Now you can try changing the prompt and variables above and
see what kinds of results you can get.

In [None]:
print(answer)


This forest stand of Pitch Pine/Oak consists of an area of 150 acres, with an average QMD of 6.0 inches, 311 trees per acre and 95 square feet of basal area per acre. The overall basal area in this stand is below the statewide average of 111, making it one of the lower-density stands in the region.


**Let's try using our prompt in a slightly different way.**

In the example above we defined one text prompt in the variable, p. This prompt
has only one defined prompt after the stop sequence defined with the string
of "Prompt:". We then follow the prompt with the stop sequence of "Response:" and allow the model to generate the response.
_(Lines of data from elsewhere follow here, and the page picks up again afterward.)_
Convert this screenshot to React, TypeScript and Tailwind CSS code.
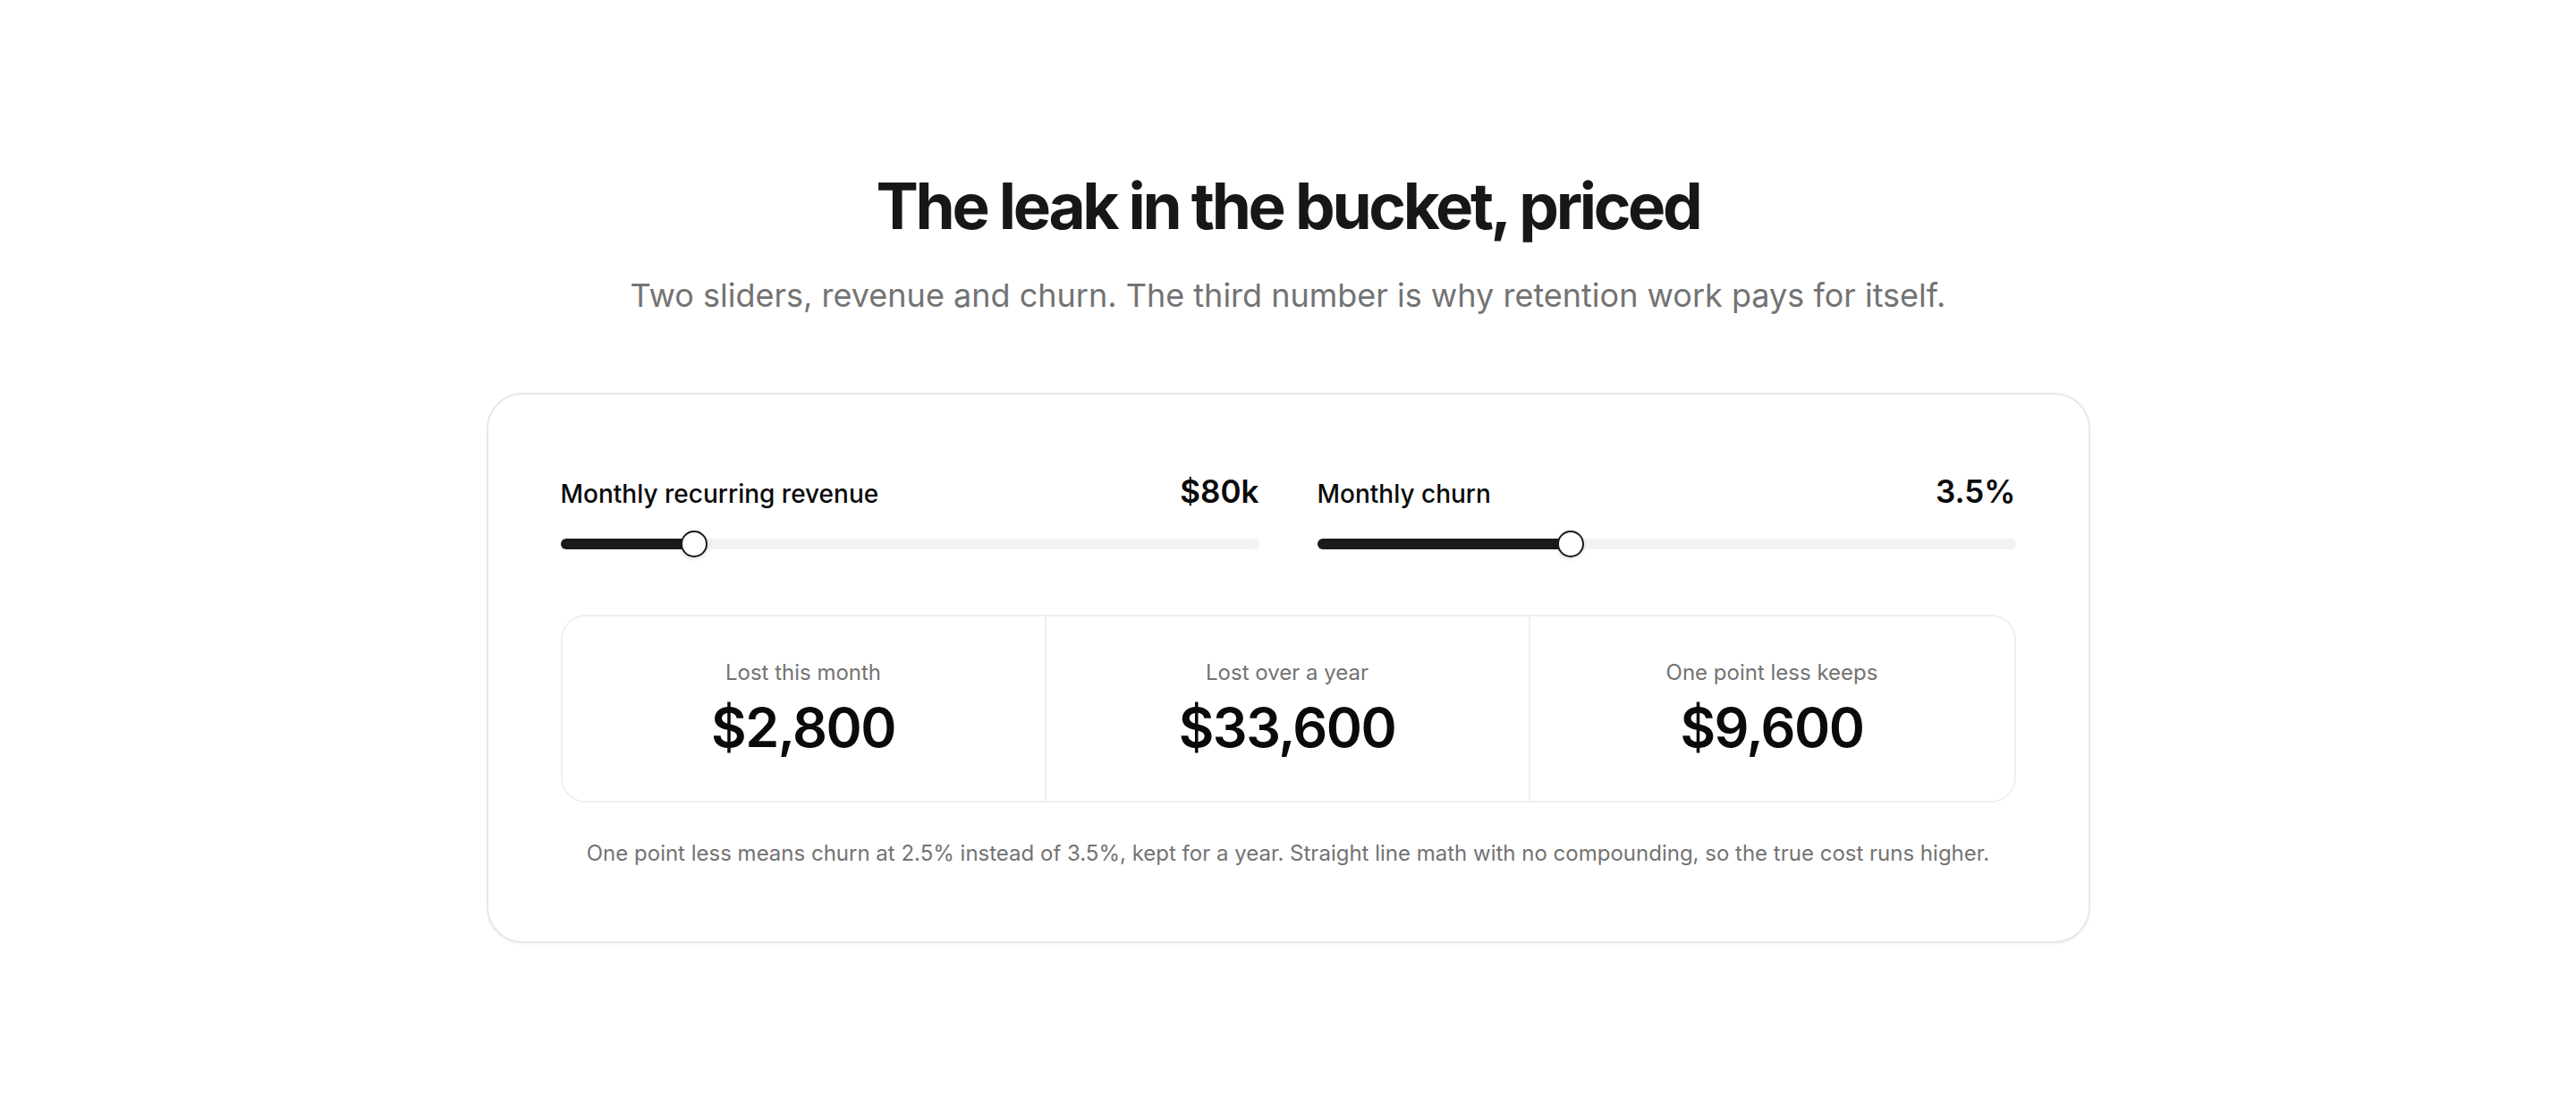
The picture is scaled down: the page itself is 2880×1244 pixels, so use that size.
import React from "react";

type SliderProps = {
  label: string;
  value: string;
  pct: number;
};

const Slider = ({ label, value, pct }: SliderProps) => {
  return (
    <div className="flex flex-col">
      <div className="flex items-baseline justify-between">
        <span className="text-[28px] font-medium leading-[40px] text-[#0a0a0a]">{label}</span>
        <span className="text-[35px] font-semibold leading-[49px] text-[#0a0a0a]">{value}</span>
      </div>
      <div className="relative mt-[19px] flex h-[30px] items-center">
        <div className="h-[12px] w-full rounded-full bg-[#f2f2f2]" />
        <div
          className="absolute left-0 top-[9px] h-[12px] rounded-full bg-[#1a1a1a]"
          style={{ width: `${pct}%` }}
        />
        <div
          className="absolute top-0 h-[30px] w-[30px] -translate-x-1/2 rounded-full border-[2.5px] border-[#1a1a1a] bg-white shadow-[0_2px_4px_rgba(0,0,0,0.12)]"
          style={{ left: `${pct}%` }}
        />
      </div>
    </div>
  );
};

const Metric = ({ label, value, last }: { label: string; value: string; last?: boolean }) => {
  return (
    <div className={`flex flex-col items-center pt-[47px] pb-[49px] ${last ? "" : "border-r-2 border-[#efefef]"}`}>
      <span className="text-[24px] leading-[32px] text-[#737373]">{label}</span>
      <span className="mt-[12px] text-[61px] font-semibold leading-[66px] tracking-[-0.025em] text-[#0a0a0a]">
        {value}
      </span>
    </div>
  );
};

const App = () => {
  return (
    <div className="min-h-[1244px] w-full bg-white pt-[190px]" style={{ fontFamily: "Inter, 'Noto Sans', sans-serif" }}>
      <h1 className="text-center text-[71px] font-bold leading-[80px] tracking-[-0.047em] text-[#171717]">
        The leak in the bucket, priced
      </h1>
      <p className="mt-[36px] text-center text-[36px] leading-[49px] text-[#737373]">
        Two sliders, revenue and churn. The third number is why retention work pays for itself.
      </p>

      <div className="mx-auto mt-[84px] w-[1793px] rounded-[40px] border-2 border-[#e8e8e8] bg-white px-[81px] pt-[84px] pb-[80px] shadow-[0_2px_3px_rgba(0,0,0,0.04)]">
        <div className="grid grid-cols-2 gap-[65px]">
          <Slider label="Monthly recurring revenue" value="$80k" pct={19.2} />
          <Slider label="Monthly churn" value="3.5%" pct={36.3} />
        </div>

        <div className="mt-[64px] grid grid-cols-3 rounded-[28px] border-2 border-[#efefef]">
          <Metric label="Lost this month" value="$2,800" />
          <Metric label="Lost over a year" value="$33,600" />
          <Metric label="One point less keeps" value="$9,600" last />
        </div>

        <p className="mt-[39px] text-center text-[24px] leading-[36px] text-[#737373]">
          One point less means churn at 2.5% instead of 3.5%, kept for a year. Straight line math with no compounding, so the true cost runs higher.
        </p>
      </div>
    </div>
  );
};

export default App;
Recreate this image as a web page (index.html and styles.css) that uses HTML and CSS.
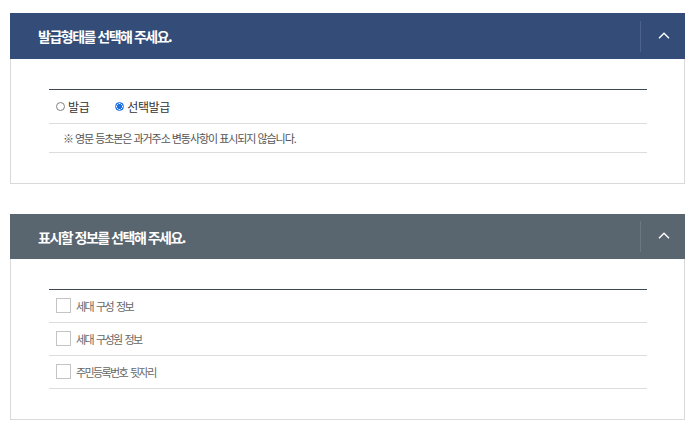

This format works for relatively small prompts because prompts and responses have limited numbers of tokens (aka characters) that can be processed. It is possible to construct a prompt containing a series of prompts and responses
before requesting a response from the model, allowing more tokens to be
processed in a prompt sequence.  the prompt stored in the variable "p2" is an
example of defining a prompt sequence this way.

In [None]:
#setup a function if you want to pass many prompts
#to a model setup the same way for each prompt
def askGPT(p):
  response = openai.Completion.create(
    model="text-davinci-003",
    prompt= str(p),
    temperature=1.1,
    max_tokens=200,
    top_p=1,
    frequency_penalty=0.0,
    presence_penalty=0.0,
    stop=["Prompt:", "Response:"])
  return response

**A prompt with prompts and responses**

Notice that although the prompt defined in the variable "p2" below prompts the 
same information as the prompt as that at "p1," this prompt spreads the information across multiple prompts and responses. This allows for the 
construction of longer prompts with more background information.

In [None]:
p2 = '''Prompt: What does QMD stand for?
Response: QMD is quadratic mean diamer in inches.\n
Prompt: What does TPA stand for?\n
Response: TPA stands for trees per acre.\n
Prompt: What does BA stand for?\n
Response: BA stands for average forest stand basal area in square feet per acre.\n
Prompt: What is the statewide average BA for reference?\n
Response: The statewide average BA is 111.0 square feet per acre.\n
Prompt: What is area?\n
Response: area is the size of the forest stand in acres.\n
Prompt: What is FT?\n
Response: FT is the forest type, which names the dominant tree species in the overstory.\n
Prompt: Generate a description of a forest stand where
'''+'in this stand QMD = '+str(qmd)+', '+'TPA = '+str(tpa)+', BA = '+str(ba)+', FT = '+str(ft)+'area = '+str(area)+'''
Mention how the stand BA compares to the statewide BA\n Response:'''

In [None]:
#call our function to run the model
response = askGPT(p2)

In [None]:
answer2 = response['choices'][0]['text']

Once again we have a response that was left blank in p2, generated by the model.

In [None]:
print(answer2)

 This stand is 150 acres in size, with a Quadratic Mean Diameter (QMD) of 6.0 inches and Trees Per Acre (TPA) of 311. It is a Pitch Pine/Oak forest type with an Average Forest Stand Basal Area (BA) of 95 square feet per acre, which is 14.0 square feet per acre lower than the statewide average.